Au siège de l'Union africaine, à Addis-Abeba, il y a une statue du Négus et l'actuel Premier ministre éthiopien, Abiy Ahmed, lui a rendu hommage récemment. Est-ce qu'on peut parler d'une réhabilitation de l’Empereur ?

D'une tentative de réhabilitation. Monsieur Abiy Ahmed est loin d'être un maladroit et après tout Haïlé Sélassié est l'homme qui a fondé l'Union africaine. Donc, qu'il cherche à se draper dans un petit peu de cette gloire passée… Mon Dieu, il n'est pas le seul homme politique à avoir fait ça.

Pour les adeptes de la religion Rastafari, notamment, bien sûr, pour les nostalgiques de Bob Marley, notamment en Jamaïque, Haïlé Sélassié, c'est le Messie. Pourquoi une telle aura mystique ?

Parce que ça, ça remonte à la période où il avait grimpé au pouvoir. Il était à l'époque le seul et unique chef d'Etat noir au monde.

En 1930…

Oui, d'ailleurs, ce qui était assez amusant, c'est que lui-même était plutôt raciste et notamment le Ghanéen Kwame Nkrumah, qui était un des grands leaders panafricains de l'époque, avait dit à l'Empereur un jour « Oui, pour nous autres noirs », il voulait dire « vous représentez tellement ». Et l'Empereur lui avait dit « Vous parlez pour vous ». Il ne s'est jamais considéré comme un noir. Il était déjà, d'une certaine manière, l'expression du Sud global.

Vous vous souvenez du jour où vous avez appris la chute de Haïlé Sélassié ?

Oui, je me rappelle très très bien ma réaction, parce que j'ai eu très vite comme ça, passant dans les yeux, un événement où j'avais vu un bourreau fouetter un paysan en public parce qu'il avait bousculé des gens pour s'installer dans un autobus. Et le bourreau était une caricature du méchant dans un film américain. Et bon, c'était un de ces domaines du Sud qui était entre les mains des Amharas. Et j'ai pensé que ce système était complètement archaïque. Je me suis dit « mais ce n’est pas possible de voir encore des choses comme ça ». Et alors, vous savez comment on l'a fait sortir du palais ?

Non…

On l'a obligé à s'asseoir sur le siège arrière d'une Volkswagen

D'une coccinelle.

Voilà.  

Et à l'époque, vous vous êtes dit c'est bien fait pour lui.

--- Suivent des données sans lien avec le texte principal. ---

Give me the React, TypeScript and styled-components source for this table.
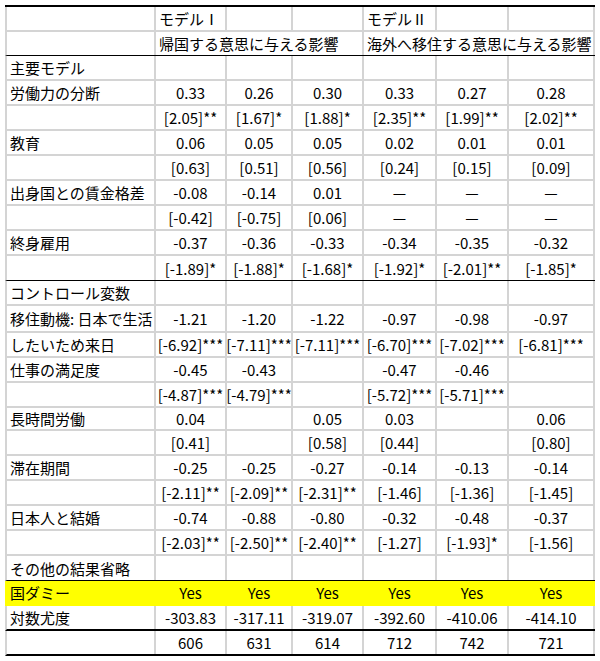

Non, parce que connaissant l'histoire de l'Éthiopie, je savais qu'il avait très mal géré l'invasion italienne en 1935-1936 et qu'il avait vraiment su gérer sa réinstallation au pouvoir en 1941. Et je me suis dit que, quand on a quelques siècles de décalage par rapport à celui dans lequel on vit, mon Dieu, il ne s'en était pas trop mal tiré.